Hunting, fishing and outdoor recreation

The outback is by age-old tradition very important also as a recreation arena in Norway, where a sizeable segment of the population go to enjoy hunting, fishing and trekking. These values, too, are promoted under the stewardship of sustainable forestry.

Sales of hunting and fishing licences are of great economic importance to many individual landowners.
Sales of hunting and fishing licences are of great economic importance to many individual landowners. Credit: Terje Rakke/Nordic Life AS/Innovation Norge

Forest roads allow timber to be hauled out of forest areas, but they are also the gateway for hunters, fishermen and outdoor enthusiasts.

Outdoor recreation is highly valued among a majority of Norwegians. TNS Gallup's Nature and Environment Survey of 2014 shows that nine out of ten are interested in the outdoors and outdoors activities.

The great outdoors is a treasure trove for adventure and recreation. At the same time marketing of guided tours and activities supports a considerable volume of employment in non-urban districts.

Sales of hunting and fishing licences are of great economic importance to many individual landowners. A wide range of nature-based adventure products contribute to local employment and wealth creation across the country. And demand is increasing, both at home and abroad.

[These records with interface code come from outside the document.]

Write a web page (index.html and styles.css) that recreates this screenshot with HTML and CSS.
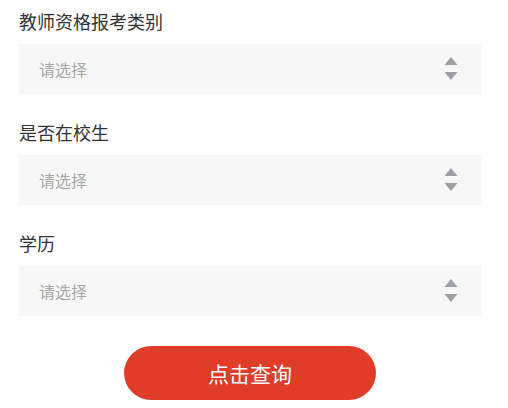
FILE: index.html
```html
<!DOCTYPE html>
<html lang="zh-CN">
<head>
    <meta charset="UTF-8">
    <meta name="viewport" content="width=device-width, initial-scale=1.0">
    <title>教师资格查询</title>
    <link rel="stylesheet" href="styles.css">
</head>
<body>
    <form class="query-form">
        <div class="form-group">
            <div class="form-label">教师资格报考类别</div>
            <div class="form-select">
                <span class="placeholder">请选择</span>
                <svg class="select-arrow" width="14" height="24" viewBox="0 0 14 24">
                    <polygon points="7,0 13.5,8 0.5,8" />
                    <polygon points="0.5,15 13.5,15 7,23" />
                </svg>
            </div>
        </div>

        <div class="form-group">
            <div class="form-label">是否在校生</div>
            <div class="form-select">
                <span class="placeholder">请选择</span>
                <svg class="select-arrow" width="14" height="24" viewBox="0 0 14 24">
                    <polygon points="7,0 13.5,8 0.5,8" />
                    <polygon points="0.5,15 13.5,15 7,23" />
                </svg>
            </div>
        </div>

        <div class="form-group">
            <div class="form-label">学历</div>
            <div class="form-select">
                <span class="placeholder">请选择</span>
                <svg class="select-arrow" width="14" height="24" viewBox="0 0 14 24">
                    <polygon points="7,0 13.5,8 0.5,8" />
                    <polygon points="0.5,15 13.5,15 7,23" />
                </svg>
            </div>
        </div>

        <div class="form-actions">
            <button type="button" class="query-button">点击查询</button>
        </div>
    </form>
</body>
</html>
```

FILE: styles.css
```css
* {
    margin: 0;
    padding: 0;
    box-sizing: border-box;
}

body {
    font-family: 'Noto Sans CJK SC', 'Noto Sans', sans-serif;
    background: #ffffff;
    color: #333333;
}

.query-form {
    padding: 0 27px 0 19px;
}

.form-group {
    margin-bottom: 17px;
}

.form-label {
    padding-top: 10px;
    margin-bottom: 12px;
    font-size: 18px;
    line-height: 22px;
    color: #333333;
}

.form-select {
    height: 50px;
    background: #f7f7f7;
    display: flex;
    align-items: center;
    justify-content: space-between;
    padding: 0 23px 0 20px;
}

.placeholder {
    font-size: 16px;
    color: #a8a8a8;
}

.select-arrow {
    fill: #9aa0a6;
}

.form-actions {
    margin-top: 30px;
    display: flex;
    justify-content: center;
}

.query-button {
    width: 252px;
    height: 54px;
    border: none;
    border-radius: 27px;
    background: #e03c2a;
    color: #ffffff;
    font-family: 'Noto Sans CJK SC', 'Noto Sans', sans-serif;
    font-size: 21px;
    cursor: pointer;
}
```
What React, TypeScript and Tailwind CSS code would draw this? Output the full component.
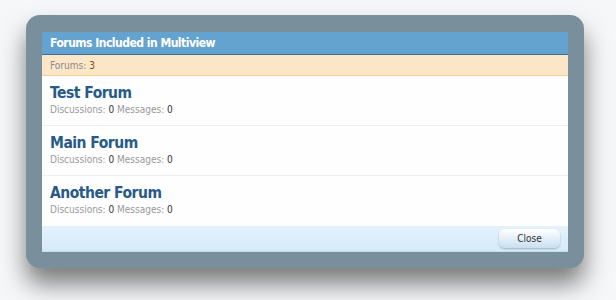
export default function App() {
  const forums = ["Test Forum", "Main Forum", "Another Forum"];

  return (
    <div className="w-[616px] h-[300px] bg-[#f6f7f8] pt-[15px] pl-[26px] font-['DejaVu_Sans_Condensed','DejaVu_Sans',sans-serif]">
      <div className="w-[558px] rounded-[14px] bg-[#7a8f9c] px-[16px] pt-[17px] pb-[16px] shadow-[0_16px_24px_rgba(0,0,0,0.5)]">
        <div className="bg-white">
          {/* header */}
          <div className="h-[23px] bg-[#64a3d0] border-b border-[#3e6f92] pl-[8px] flex items-center text-[12px] tracking-[-0.5px] font-bold text-white">
            Forums Included in Multiview
          </div>
          <div className="h-[21px] bg-[#fbe6c8] border-b border-[#efcf94] pl-[8px] flex items-center text-[10px] text-[#8a8a8a]">
            Forums: <span className="ml-[3px] text-[#7a5010]">3</span>
          </div>

          {forums.map((f, i) => (
            <div
              key={f}
              className={
                "h-[50px] pl-[8px] pt-[7px] bg-[#fefeff] " +
                (i < forums.length - 1 ? "border-b border-[#eceef0]" : "")
              }
            >
              <div className="text-[15.5px] leading-[20px] tracking-[-0.5px] font-bold text-[#275a88]">{f}</div>
              <div className="text-[10px] leading-[14px] text-[#999]">
                Discussions: <span className="text-[#333]">0</span> Messages: <span className="text-[#333]">0</span>
              </div>
            </div>
          ))}

          {/* footer */}
          <div className="h-[26px] bg-gradient-to-b from-[#e4f2fc] to-[#d5eaf8] border-b border-[#c5def0] flex items-center justify-end pr-[8px]">
            <button className="w-[61px] h-[19px] rounded-[6px] bg-gradient-to-b from-white to-[#c9dff0] shadow-[0_1px_2px_rgba(0,0,0,0.25)] text-[10px] text-[#333]">
              Close
            </button>
          </div>
        </div>
      </div>
    </div>
  );
}
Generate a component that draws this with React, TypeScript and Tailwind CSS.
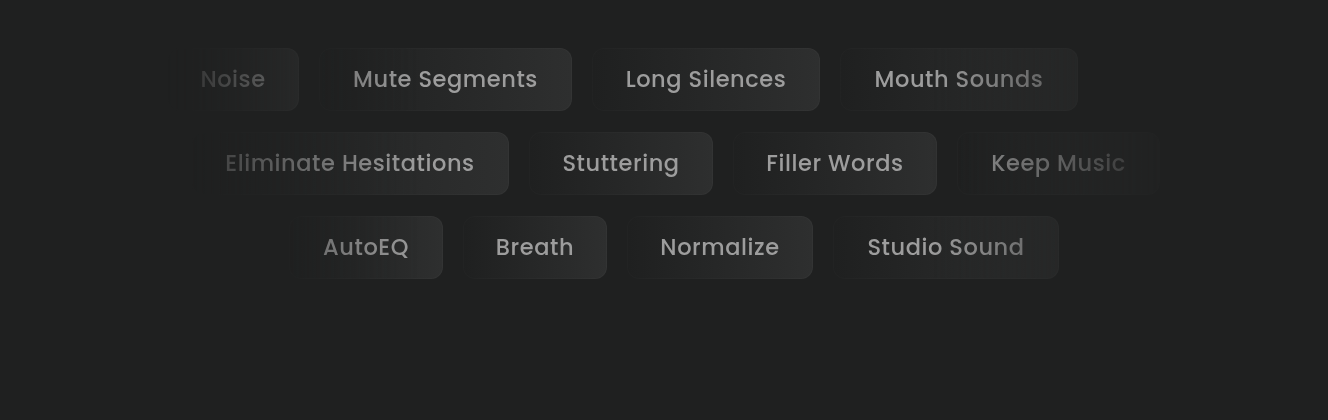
import React from 'react';

type Chip = { label: string; w: string };

const rows: { offset: string; chips: Chip[] }[] = [
    {
        offset: 'pl-[167px]',
        chips: [
            { label: 'Noise', w: 'w-[132px]' },
            { label: 'Mute Segments', w: 'w-[253px]' },
            { label: 'Long Silences', w: 'w-[228px]' },
            { label: 'Mouth Sounds', w: 'w-[238px]' },
        ],
    },
    {
        offset: 'pl-[191px]',
        chips: [
            { label: 'Eliminate Hesitations', w: 'w-[318px]' },
            { label: 'Stuttering', w: 'w-[184px]' },
            { label: 'Filler Words', w: 'w-[204px]' },
            { label: 'Keep Music', w: 'w-[203px]' },
        ],
    },
    {
        offset: 'pl-[289px]',
        chips: [
            { label: 'AutoEQ', w: 'w-[154px]' },
            { label: 'Breath', w: 'w-[144px]' },
            { label: 'Normalize', w: 'w-[186px]' },
            { label: 'Studio Sound', w: 'w-[226px]' },
        ],
    },
];

function FeatureChip({ chip }: { chip: Chip }) {
    return (
        <div className={`${chip.w} h-[63px] shrink-0 rounded-xl p-px bg-gradient-to-r from-white/[0.015] to-white/[0.09]`}>
            <div className="h-full w-full rounded-[11px] bg-gradient-to-r from-[#1f2020] to-[#2e2f2f] flex items-center justify-center">
                <span className="text-[22.5px] font-medium text-[#9d9d9d] tracking-[0.025em]">{chip.label}</span>
            </div>
        </div>
    );
}

export default function App() {
    return (
        <div
            className="w-[1328px] h-[420px] bg-[#1f2020] overflow-hidden pt-12"
            style={{ fontFamily: 'Poppins, Inter, "Noto Sans", sans-serif' }}
        >
            <div className="flex flex-col gap-y-[21px] [mask-image:linear-gradient(to_right,transparent_140px,black_420px,black_930px,transparent_1190px)]">
                {rows.map((row, i) => (
                    <div key={i} className={`flex gap-5 ${row.offset}`}>
                        {row.chips.map((c) => (
                            <FeatureChip key={c.label} chip={c} />
                        ))}
                    </div>
                ))}
            </div>
        </div>
    );
}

Valuable regional programmes

Hunting has long traditions in Norway, and the arranging and sale of hunting trips is an important source of income for many landowners. Facilitating hunting and the hunting experience are valuable regional programmes. NINA estimates that the local economic value (synergy effects included) may be as high as 1,3 billion NOK in the hunting year of fall 2017 and spring 2018.

This requires a realignment towards meeting the needs expressed in market demands, through closely coordinated management policies for the utilization of agriculture, forest and tourism resources.

Many landowners have already successfully combined nature-based adventures with traditional forestry and food production.

State ownership

The Norwegian state owns large areas of forest and land - about one-fifth of mainland Norway. Half of these lands are so-called state commons, areas open to everyone. State owned forests and rangelands are managed by State Forests ("Statskog"), making this government agency the contry's largest landholder.

Wild reindeer
Wild reindeer Credit: Colourbox

Promoting sustainable hunting, fishing and outdoor activities is one of the priority objectives of Statskog.

The management of state forests and rangeland is also an important tool for supporting viable local communities - which hunting, fishing and outdoor recreation contributes to.

A harvest of game resources

In 2018 the Ministry for Agriculture and Food took over the responsibility for that part of the administration that includes the game harvest, i.e. the animal species which may be hunted. The rationale for this, among others, was the opportunity to increase support for the development of industries based on sustainable use of wilderness resources.